What would the adult Anne Frank have been like?
Would she have been a published writer as she so envisaged in her diary? Perhaps or perhaps she may have, after the brutality she experienced in the camps, have changed course.
She may have chosen, like Eva Schloss, to leave the Netherlands and join the many survivors seeking a new life in the UK or United States. Or have become part of the new Israeli state.
She may have become a wife and mother, or neither, struggling to cope with the aftermath of her experiences.
The only thing we know for sure is that we will never know who the adult Annelies Marie Frank would have become.
What is Anne Frank’s continuing relevance?
I have been fortunate to have witnessed for myself over the past three decades how young people, from all cultural, religious and socio-economic backgrounds, respond to Anne Frank’s story. Because she describes with such candour the pains of growing up and frustrations with the actions of adults, Anne speaks to young people in their formative years. She has done so across the generations since her writing was published seven decades ago.
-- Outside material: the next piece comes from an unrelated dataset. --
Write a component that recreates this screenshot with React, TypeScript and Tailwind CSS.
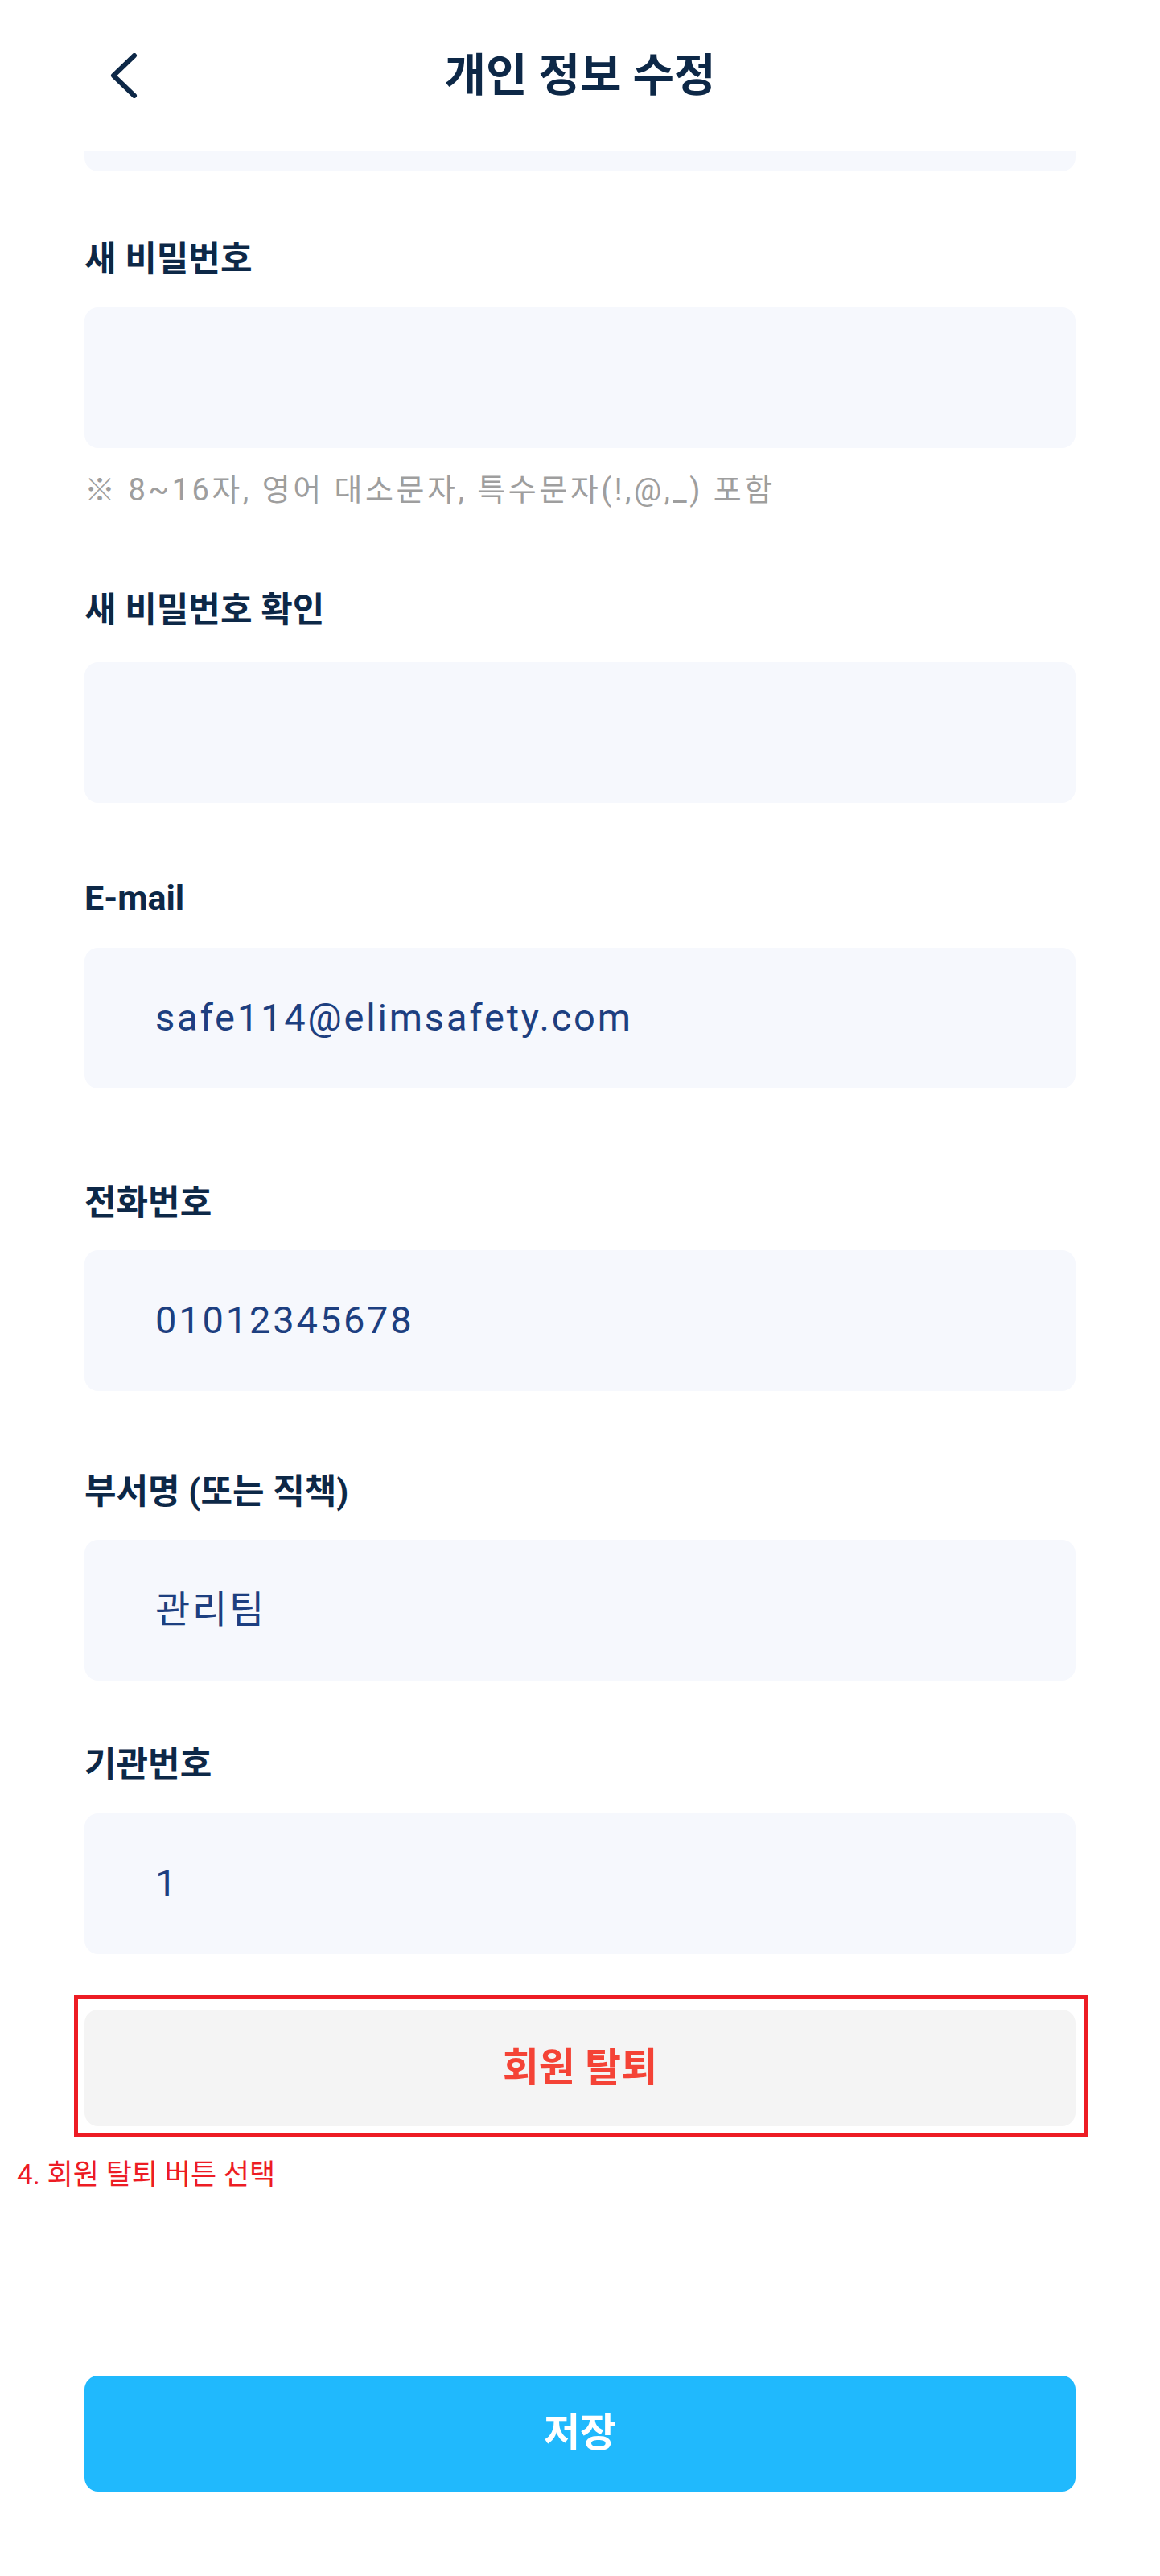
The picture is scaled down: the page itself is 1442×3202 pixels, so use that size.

Anne describes so vividly what it really feels like to be persecuted and hated for something beyond your control, and this can be transcribed to the experience of victims of genocide and to victims of mindless bullying.
We also have the benefit of an unusually large collection of photographs of her, and the vibrancy of the girl they portray gives her a touchable reality. For my recent book, I interviewed inspired young people and educators from around the world about Anne’s relevance to their own lives, and through them I honestly believe this engagement with Anne Frank will not lessen any time soon.